Солженицыну хотелось бы, чтобы я кивал на цензуру – мол, иначе бы не пропустили, и взятки гладки. Не люблю я этого. Каждый, кто работал в литературе в эти годы, знает, что такое стала наша цензура – это механический робот с железными челюстями, автоматически отбрасывающий все мало-мальски новое и свежее. Но мне всегда не нравились авторы, которые любой свой промах, слабину или трусость с готовностью объясняли все покрывающим «вмешательством цензуры». У него, бывало, одно слово тронут, а он ходит гоголем по всей Москве и объясняет каждому встречному, что его рассказ был еще сильнее и лучше, да цензура вымарала самые смелые места.
Такое тщеславное фанфаронство – нестерпимо своей пошлостью. Слов нет, цензурный орел клюет печень без устали, и все больнее, но хорош был бы Прометей, который, ликуя, сообщал бы всем направо и налево: «Еще кусочек отщипнул… Ой-ой, еще прекрасный кусочек выщипал…» Когда-то, при скромном начале моих литературных занятий, и я на щедрые похвалы какой-нибудь моей статейке любил отвечать самодовольно: «Что вы, там такие цензурные потери… Если бы вы знали полный текст…» Давно я уже свободен от этого детского фанфаронства.
Начиная со статьи об «Ив. Ден.» (64 г.), мне приходилось идти под особым присмотром. А последнее время цензоры доверительно объясняли моим друзьям по редакции, что мои статьи они разрешать не вправе, хотя бы и с вымарками; их велено «докладывать» особо. Первыми моими читателями эти последние шесть лет были, помимо целого комитета, негласно обсуждавшего каждый № «Нового мира» в цензуре, и работники отделов культуры и пропаганды. Статьи проходили каким-то чудом, на самом краю, и у каждой почти есть своя история счастливой случайности появления. А.Т., как правило, не верил в их реальность – и обещал мне 50 % утешных – за набор. Статьи проходили общипанные, иногда с одной-двумя неловко вставленными фразами, и все же я знал, что статьи МОИ, и не сомневался, что их полезно печатать.

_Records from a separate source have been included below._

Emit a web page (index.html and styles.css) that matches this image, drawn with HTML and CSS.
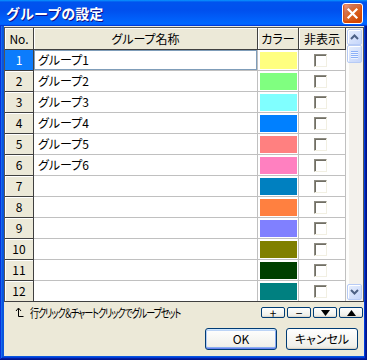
FILE: index.html
```html
<!DOCTYPE html>
<html lang="ja">
<head>
<meta charset="utf-8">
<title>グループの設定</title>
<link rel="stylesheet" href="styles.css">
</head>
<body>
<div class="window">
  <div class="titlebar">
    <span class="title">グループの設定</span>
    <div class="close"><svg width="13" height="13" viewBox="0 0 13 13"><path d="M2.5 2.5 L10.5 10.5 M10.5 2.5 L2.5 10.5" stroke="#fff" stroke-width="2.2" stroke-linecap="square"/></svg></div>
  </div>
  <div class="body">
    <div class="gridbox">
      <div class="tbl">
        <div class="row head">
          <div class="c rh">No.</div><div class="c name">グループ名称</div><div class="c color">カラー</div><div class="c chk">非表示</div>
        </div>
        <div class="row sel">
          <div class="c rh">1</div><div class="c name focus">グループ1</div><div class="c color"><span class="sw" style="background:#ffff80"></span></div><div class="c chk"><span class="cb"></span></div>
        </div>
        <div class="row">
          <div class="c rh">2</div><div class="c name">グループ2</div><div class="c color"><span class="sw" style="background:#80ff80"></span></div><div class="c chk"><span class="cb"></span></div>
        </div>
        <div class="row">
          <div class="c rh">3</div><div class="c name">グループ3</div><div class="c color"><span class="sw" style="background:#80ffff"></span></div><div class="c chk"><span class="cb"></span></div>
        </div>
        <div class="row">
          <div class="c rh">4</div><div class="c name">グループ4</div><div class="c color"><span class="sw" style="background:#0080ff"></span></div><div class="c chk"><span class="cb"></span></div>
        </div>
        <div class="row">
          <div class="c rh">5</div><div class="c name">グループ5</div><div class="c color"><span class="sw" style="background:#ff8080"></span></div><div class="c chk"><span class="cb"></span></div>
        </div>
        <div class="row">
          <div class="c rh">6</div><div class="c name">グループ6</div><div class="c color"><span class="sw" style="background:#ff80c0"></span></div><div class="c chk"><span class="cb"></span></div>
        </div>
        <div class="row">
          <div class="c rh">7</div><div class="c name"></div><div class="c color"><span class="sw" style="background:#0080c0"></span></div><div class="c chk"><span class="cb"></span></div>
        </div>
        <div class="row">
          <div class="c rh">8</div><div class="c name"></div><div class="c color"><span class="sw" style="background:#ff8040"></span></div><div class="c chk"><span class="cb"></span></div>
        </div>
        <div class="row">
          <div class="c rh">9</div><div class="c name"></div><div class="c color"><span class="sw" style="background:#8080ff"></span></div><div class="c chk"><span class="cb"></span></div>
        </div>
        <div class="row">
          <div class="c rh">10</div><div class="c name"></div><div class="c color"><span class="sw" style="background:#808000"></span></div><div class="c chk"><span class="cb"></span></div>
        </div>
        <div class="row">
          <div class="c rh">11</div><div class="c name"></div><div class="c color"><span class="sw" style="background:#004000"></span></div><div class="c chk"><span class="cb"></span></div>
        </div>
        <div class="row">
          <div class="c rh">12</div><div class="c name"></div><div class="c color"><span class="sw" style="background:#008080"></span></div><div class="c chk"><span class="cb"></span></div>
        </div>
      </div>
      <div class="vscroll">
        <div class="sbtn"><svg width="9" height="6" viewBox="0 0 9 6"><path d="M1 5 L4.5 1.5 L8 5" fill="none" stroke="#4d6185" stroke-width="2"/></svg></div>
        <div class="thumb"><span></span><span></span><span></span><span></span></div>
        <div class="track"></div>
        <div class="sbtn"><svg width="9" height="6" viewBox="0 0 9 6"><path d="M1 1 L4.5 4.5 L8 1" fill="none" stroke="#4d6185" stroke-width="2"/></svg></div>
      </div>
    </div>
    <div class="hintrow">
      <div class="hint">
        <svg class="harrow" width="9" height="11" viewBox="0 0 9 11"><path d="M3.5 1.5 V9.5 H8.5 M1 4 L3.5 1 L6 4" fill="none" stroke="#000" stroke-width="1"/></svg>
        <span class="htext">行クリック＆チャートクリックでグループセット</span>
      </div>
      <div class="smallbtns">
        <div class="sb">+</div>
        <div class="sb">−</div>
        <div class="sb"><svg width="9" height="6" viewBox="0 0 9 6"><path d="M0 0 H9 L4.5 6 Z" fill="#000"/></svg></div>
        <div class="sb"><svg width="9" height="6" viewBox="0 0 9 6"><path d="M0 6 H9 L4.5 0 Z" fill="#000"/></svg></div>
      </div>
    </div>
    <div class="btnrow">
      <div class="btn default">OK</div>
      <div class="btn">キャンセル</div>
    </div>
  </div>
</div>
</body>
</html>
```
FILE: styles.css
```css
* { box-sizing: border-box; margin: 0; padding: 0; }
html, body { width: 367px; height: 360px; overflow: hidden; background: #fff; }
body {
  font-family: "Noto Sans CJK JP", "Noto Sans", sans-serif;
  font-size: 12px;
  font-feature-settings: "palt";
  color: #000;
  line-height: 1;
}
.window {
  width: 367px;
  height: 360px;
  display: flex;
  flex-direction: column;
  background: #0855dd;
  box-shadow: inset -1px -1px #00138c, inset 1px 1px #0831d9, inset -2px -2px #001ea0, inset 2px 2px #166aee, inset -3px -3px #003bda, inset 3px 3px #0855dd;
}
.titlebar {
  height: 26px;
  flex: none;
  display: flex;
  align-items: center;
  justify-content: space-between;
  padding: 0 4px 0 6px;
  background: linear-gradient(180deg, #0997ff, #0053ee 8%, #0050ee 40%, #0066ff 88%, #0066ff 93%, #005bff 95%, #003dd7 96%, #003dd7);
}
.title {
  color: #fff;
  font-weight: bold;
  font-size: 14px;
  font-feature-settings: normal;
  text-shadow: 1px 1px #0f1089;
}
.close {
  width: 21px;
  height: 21px;
  border: 1px solid #fff;
  border-radius: 3px;
  background: radial-gradient(circle at 90% 90%, #cc4600 0, #dc6527 55%, #cd7556 70%, #f29b7e 90%);
  box-shadow: inset 0 -1px 2px 1px #da4600;
  display: flex;
  align-items: center;
  justify-content: center;
}
.body {
  flex: 1;
  margin: 0 3px 4px 4px;
  padding-top: 1px;
  background: #ece9d8;
  display: flex;
  flex-direction: column;
}
.gridbox {
  display: flex;
  height: 275px;
  border: 1px solid #555;
  border-bottom: 1px solid #404040;
}
.tbl {
  width: 341px;
  display: flex;
  flex-direction: column;
}
.row { display: flex; height: 21px; flex: none; }
.row.head { height: 22px; }
.row:last-child { height: 20px; }
.c {
  display: flex;
  align-items: center;
  background: #fff;
  border-right: 1px solid #c0c0c0;
  border-bottom: 1px solid #c0c0c0;
}
.row:last-child .c { border-bottom: 0; }
.rh {
  width: 29px;
  justify-content: center;
  background: #ece9d8;
  border-right-color: #404040;
  border-bottom-color: #404040;
  box-shadow: inset 1px 1px #fff;
}
.name { width: 224px; padding-left: 4px; }
.color { width: 41px; padding: 2px 1px 1px 2px; }
.chk { width: 47px; justify-content: center; padding-right: 3px; }
.head .c {
  background: #ece9d8;
  border-right-color: #404040;
  border-bottom-color: #404040;
  box-shadow: inset 1px 1px #fff;
  justify-content: center;
  padding: 0;
}
.sel .rh { background: #0c7cfc; color: #fff; box-shadow: none; }
.focus { box-shadow: inset 0 0 0 1px #7f9db9; }
.sw { display: block; width: 100%; height: 100%; }
.cb {
  display: block;
  width: 13px;
  height: 13px;
  background: #fff;
  border: 1px solid;
  border-color: #8d8b82 #f1efe2 #f1efe2 #8d8b82;
  box-shadow: inset 1px 1px #716f64;
}
.vscroll {
  width: 17px;
  display: flex;
  flex-direction: column;
  padding: 1px;
  background: linear-gradient(90deg, #fdfdfb 0 3px, #f3f1ec 3px);
}
.sbtn, .thumb {
  width: 15px;
  flex: none;
  border: 1px solid #b7cbf5;
  border-radius: 2px;
  background: linear-gradient(135deg, #e6eefc, #c6d6fb);
  box-shadow: inset 1px 1px #fff;
  display: flex;
  align-items: center;
  justify-content: center;
}
.sbtn { height: 16px; }
.thumb { height: 18px; flex-direction: column; gap: 1px; }
.thumb span { display: block; width: 7px; height: 1px; background: #8cb0f8; box-shadow: 0 1px #eef4fe; }
.track { flex: 1; }
.hintrow {
  display: flex;
  justify-content: space-between;
  align-items: center;
  margin-top: 5px;
  height: 11px;
  padding: 0 1px 0 11px;
}
.hint { display: flex; align-items: center; gap: 6px; }
.htext {
  display: inline-block;
  font-size: 12px;
  letter-spacing: -1.5px;
  transform: scaleX(0.76);
  transform-origin: left center;
}
.smallbtns { display: flex; gap: 2px; }
.sb {
  width: 24px;
  height: 11px;
  border: 1px solid #003c74;
  border-radius: 2px;
  background: linear-gradient(180deg, #fff, #f0f0ea 80%, #d6d0c5);
  display: flex;
  align-items: center;
  justify-content: center;
  font-size: 12px;
}
.btnrow {
  display: flex;
  justify-content: flex-end;
  gap: 9px;
  margin-top: 10px;
  padding-right: 6px;
}
.btn {
  width: 72px;
  height: 22px;
  border: 1px solid #003c74;
  border-radius: 3px;
  background: linear-gradient(180deg, #fff, #f0f0ea 85%, #e3e1d6);
  box-shadow: inset 0 -1px #d6d0c5;
  display: flex;
  align-items: center;
  justify-content: center;
  font-size: 12px;
}
.btn.default {
  box-shadow: inset 0 1px #cee7ff, inset 0 -1px #6982ee, inset 1px 0 #b2cbf5, inset -1px 0 #8aaaf0, inset 0 2px #bcd4f6, inset 0 -2px #89adf0;
}
```
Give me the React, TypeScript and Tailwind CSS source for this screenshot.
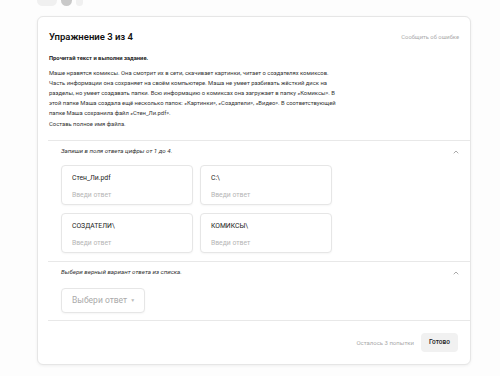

Потому я и не люблю ссылаться на цензуру, что думаю: неужели в том печатном виде, в каком статья дошла до читателей, она бесполезна?
Исаич скверно читал «Посев и жатву»[146] и в запале. Он пытался, между прочим, убедить меня в том, что сам же вычитал в моей статье – и развенчание кровавого террора, и жатва, на какую не рассчитывали при посеве. Но прибавил к этому столько раздражения и тенденциозных крайностей, что досадно читать.
Исаич молится на «Вехи», не отдавая себе отчета, что этот путь – не для него. Его общественный темперамент требует иного, и он защищает «Вехи» средствами, в сущности, для них неприемлемыми.
Архангельская[147] рассказывает: Берзер хвастает всюду, что о каждом своем шаге советуется с Солженицыным. Это я и имел в виду, когда писал ему о «первом этаже», и, видно, в точку попал – он не стал отрицать.
25. VI.70
<.. > Беляев говорит, что А.Т. «дурак, ему уже приготовили орден Ленина, а он поехал к этому сумасшедшему в Калугу»[148]. Вообще вопрос награды Александру Трифоновичу всех очень занимает. Ходили даже легенды, будто он ответил кому-то на подобное рассуждение: «В первый раз слышу, чтобы звание Героя давали за трусость».
Беляев насмешливо и противно говорил, что Трифоныч испугался, когда его вызвали, что руки у него дрожали и он оправдывался тем, что брат приехал и плакал – вот он и согласился протестовать. Не очень похоже на А.Т. […] Цель та же – скомпрометировать А.Т.
«Вообще Твардовский совсем по-другому говорит, когда он у нас. На него влияет Лакшин. Ведь он почти уж отрекся от Солженицына, Воронков посылал к нему на дачу, а приехал Твардовский в Москву, и Лакшин его окрутил». Вот так представляется тов. Беляеву моя «роль в истории». Ну что ж.
Андрей Платонов считал, что дураков нет, а есть только подлецы, которые удобно притворяются дураками.
«Но этот взгляд кажется мне чрезмерно мрачным», – сказал Сац.
1. VIL70
<…> В истории с Солженицыным – Софья Ханановна прямо обвиняет Берзер – она хвасталась, что каждый свой шаг сверяет с Исаичем, который для нее морально безусловный авторитет. И сама жужжала ему в уши.